First, it turned out that he reads, but not the books his parents expected him to.  He likes non-fiction, books that give him information.  And he was reading Asterix and Tintin comic books.  But he wasn't reading novels, including books that we might consider classics.  One of the issues parents get to face as their children grow up is that their taste may differ from the older generation's.  Also, as one is emerging into being an independent reader, novels are harder than a lot of other types of reading.  First and foremost, you have to read the whole thing.  If you read two-thirds of a novel and give up on it, you've failed. But if you read one page of The Guinness Book of World Records, or one story in a comic book, you've gotten something.  Reading a page or two here or there is all good practice, keeping one in shape for whatever one wants to read in the future.

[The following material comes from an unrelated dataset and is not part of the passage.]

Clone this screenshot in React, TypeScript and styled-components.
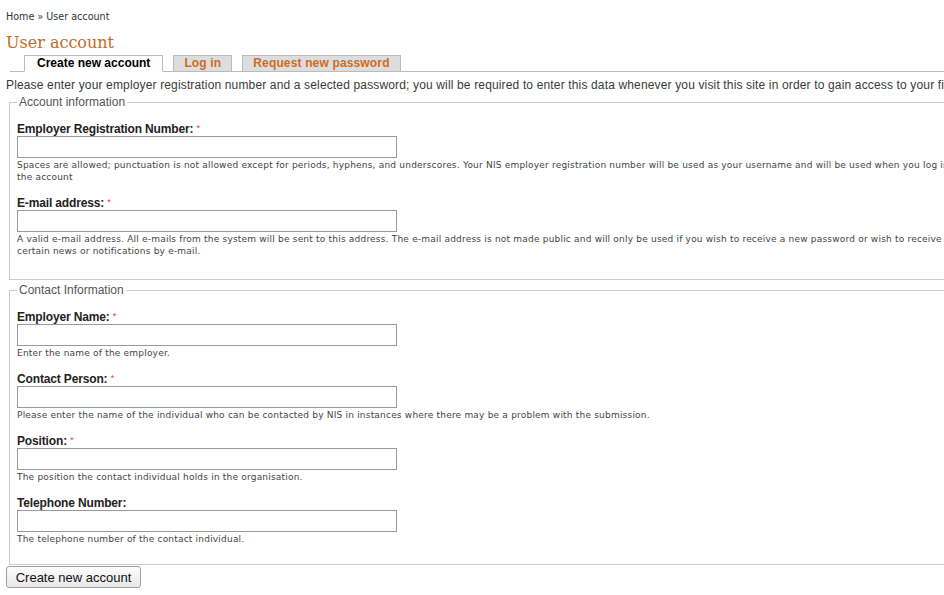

Then your father joined the conversation, bringing your brother up as an example.  Michael is remembered as reading nothing but Archie comic books until the summer before he went to high school.  (True?  Michael - are you reading this?)  At that point he switched over to reading Dostoevsky, and never looked back.  Paul Fleischman's sentence in the last post reminded me of Michael:
The book was on the shelves in my childhood home, but I didn't discover reading for pleasure until high school.
 (Although, of course, one assumes Michael was reading Archie for pleasure.)

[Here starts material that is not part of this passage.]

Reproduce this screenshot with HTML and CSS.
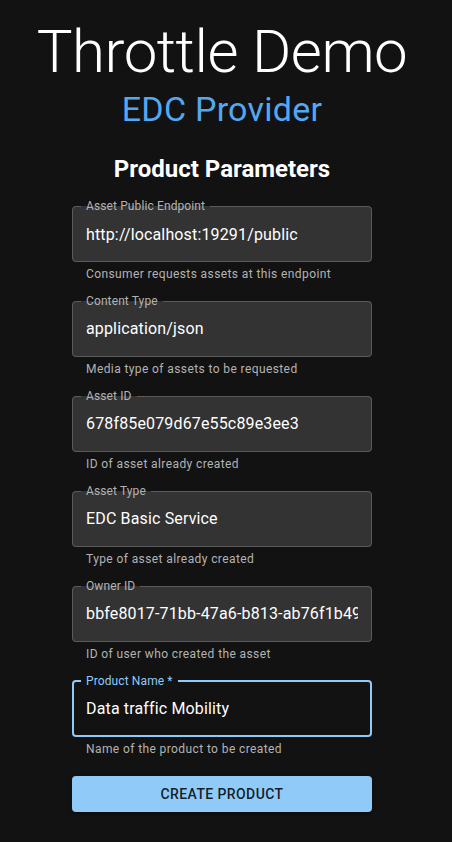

I started out thinking I was going to write a post on boys and reading, because I've received a number of questions lately about how-can-I-get-this-boy-to-read.  And what's being written in general these days about boy books and girl books drives me slightly crazy.  And I'm sure I'll come back to this topic lots.  But we all need to remember that children engage in reading in different ways, at different ages.  Feeding individual interests is helpful.  And being a household that loves books, where parents read for pleasure themselves (I know, no time, no time...) -- it all contributes to kids loving books.

Love,

Deborah


Friday, September 3, 2010

Other people's favorite books

Dear Aunt Debbie,

Chaos Walking now goes on my list, absolutely.  I'm drooling to get my hands on Mockingjay.

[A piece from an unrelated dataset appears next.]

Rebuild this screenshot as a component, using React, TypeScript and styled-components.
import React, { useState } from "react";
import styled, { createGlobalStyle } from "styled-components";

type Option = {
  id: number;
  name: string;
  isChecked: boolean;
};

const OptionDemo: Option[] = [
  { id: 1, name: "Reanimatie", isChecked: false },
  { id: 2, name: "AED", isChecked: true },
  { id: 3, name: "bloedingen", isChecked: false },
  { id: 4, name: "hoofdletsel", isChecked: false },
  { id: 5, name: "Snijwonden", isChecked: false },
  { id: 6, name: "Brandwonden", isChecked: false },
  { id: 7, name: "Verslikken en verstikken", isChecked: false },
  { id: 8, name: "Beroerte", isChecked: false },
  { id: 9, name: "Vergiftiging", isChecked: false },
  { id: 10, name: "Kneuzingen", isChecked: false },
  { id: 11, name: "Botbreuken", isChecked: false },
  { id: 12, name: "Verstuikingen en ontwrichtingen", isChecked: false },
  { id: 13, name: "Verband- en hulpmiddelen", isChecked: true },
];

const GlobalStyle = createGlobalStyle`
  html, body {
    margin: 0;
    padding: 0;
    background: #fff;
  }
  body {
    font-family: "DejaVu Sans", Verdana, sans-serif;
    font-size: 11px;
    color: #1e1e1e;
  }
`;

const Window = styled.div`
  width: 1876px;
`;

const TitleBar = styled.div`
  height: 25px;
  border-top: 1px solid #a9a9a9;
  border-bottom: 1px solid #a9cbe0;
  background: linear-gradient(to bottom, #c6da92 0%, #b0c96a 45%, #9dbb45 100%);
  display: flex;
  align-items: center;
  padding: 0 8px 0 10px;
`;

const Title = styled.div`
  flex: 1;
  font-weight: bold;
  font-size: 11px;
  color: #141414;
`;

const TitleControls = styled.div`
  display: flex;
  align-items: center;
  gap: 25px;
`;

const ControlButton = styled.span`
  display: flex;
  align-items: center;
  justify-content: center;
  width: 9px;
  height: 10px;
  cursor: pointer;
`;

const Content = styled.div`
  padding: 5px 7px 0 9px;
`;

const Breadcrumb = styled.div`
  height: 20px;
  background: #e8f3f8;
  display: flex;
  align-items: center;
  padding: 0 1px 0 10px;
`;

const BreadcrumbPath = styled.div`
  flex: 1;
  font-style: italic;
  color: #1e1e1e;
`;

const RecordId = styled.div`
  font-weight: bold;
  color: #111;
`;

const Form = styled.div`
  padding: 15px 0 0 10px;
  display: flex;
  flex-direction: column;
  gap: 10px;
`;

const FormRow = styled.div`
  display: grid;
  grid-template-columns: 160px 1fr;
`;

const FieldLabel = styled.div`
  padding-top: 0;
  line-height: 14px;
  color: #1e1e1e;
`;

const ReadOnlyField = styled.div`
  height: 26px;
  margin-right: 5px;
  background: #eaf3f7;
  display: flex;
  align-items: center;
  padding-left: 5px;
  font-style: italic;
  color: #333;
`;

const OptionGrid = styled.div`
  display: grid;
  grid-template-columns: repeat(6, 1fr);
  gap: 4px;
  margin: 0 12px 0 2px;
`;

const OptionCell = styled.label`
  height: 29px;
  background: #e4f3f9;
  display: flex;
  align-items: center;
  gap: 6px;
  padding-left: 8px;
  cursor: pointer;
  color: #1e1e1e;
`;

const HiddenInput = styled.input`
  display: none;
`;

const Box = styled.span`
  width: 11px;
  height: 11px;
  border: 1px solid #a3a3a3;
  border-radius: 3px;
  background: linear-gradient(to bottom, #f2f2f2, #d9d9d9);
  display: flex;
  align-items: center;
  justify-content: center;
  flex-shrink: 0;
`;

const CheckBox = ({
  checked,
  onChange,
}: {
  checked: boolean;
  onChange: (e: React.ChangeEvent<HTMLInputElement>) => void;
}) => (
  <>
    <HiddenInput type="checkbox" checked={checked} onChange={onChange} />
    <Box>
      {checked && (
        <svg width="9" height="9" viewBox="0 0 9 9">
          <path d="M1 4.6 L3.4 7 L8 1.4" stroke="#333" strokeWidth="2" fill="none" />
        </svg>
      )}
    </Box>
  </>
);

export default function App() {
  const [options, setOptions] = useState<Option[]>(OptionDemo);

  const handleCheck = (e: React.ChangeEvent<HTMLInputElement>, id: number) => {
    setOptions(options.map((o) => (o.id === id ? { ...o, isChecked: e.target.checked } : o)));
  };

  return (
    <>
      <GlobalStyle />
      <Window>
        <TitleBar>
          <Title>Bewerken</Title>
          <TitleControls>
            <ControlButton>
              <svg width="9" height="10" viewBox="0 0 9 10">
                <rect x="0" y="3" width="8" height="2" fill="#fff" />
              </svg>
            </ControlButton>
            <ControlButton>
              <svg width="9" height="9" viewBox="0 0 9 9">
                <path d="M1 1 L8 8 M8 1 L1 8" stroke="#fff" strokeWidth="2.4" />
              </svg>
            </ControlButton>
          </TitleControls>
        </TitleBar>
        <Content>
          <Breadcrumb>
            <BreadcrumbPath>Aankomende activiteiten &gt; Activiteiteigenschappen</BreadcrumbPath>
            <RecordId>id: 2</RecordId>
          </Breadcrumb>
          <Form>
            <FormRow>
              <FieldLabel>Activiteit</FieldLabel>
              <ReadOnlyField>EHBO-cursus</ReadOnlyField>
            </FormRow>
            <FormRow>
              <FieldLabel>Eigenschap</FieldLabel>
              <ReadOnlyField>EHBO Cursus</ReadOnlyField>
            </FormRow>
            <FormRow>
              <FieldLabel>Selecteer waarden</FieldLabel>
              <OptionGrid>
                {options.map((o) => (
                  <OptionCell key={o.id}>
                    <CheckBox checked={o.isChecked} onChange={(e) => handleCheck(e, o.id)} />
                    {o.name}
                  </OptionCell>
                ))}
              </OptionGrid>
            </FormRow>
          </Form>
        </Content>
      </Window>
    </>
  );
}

One of the things I'm enjoying about blogging is the increased number of book recommendations I've gotten in the last few months, both from you, from our readers (hi readers -- please keep posting comments and recommendations!), and from friends in conversation.  When we wrote about Paul Fleischman's work a little while ago (here and here), I emailed him to let him know we were talking about his books.

I met Paul in 2002 at a teaching conference where I was promoting with their eyes, the book of interview-based monologues about the aftermath of September 11th that my students and I created that year.  (I'm planning to write more about the book next Friday, as the anniversary comes up.)  Paul was signing books at the HarperCollins stall too, and we got to talking; as well as being an excellent writer, he's a perfectly lovely guy.  In the years since then, we've kept up a correspondence.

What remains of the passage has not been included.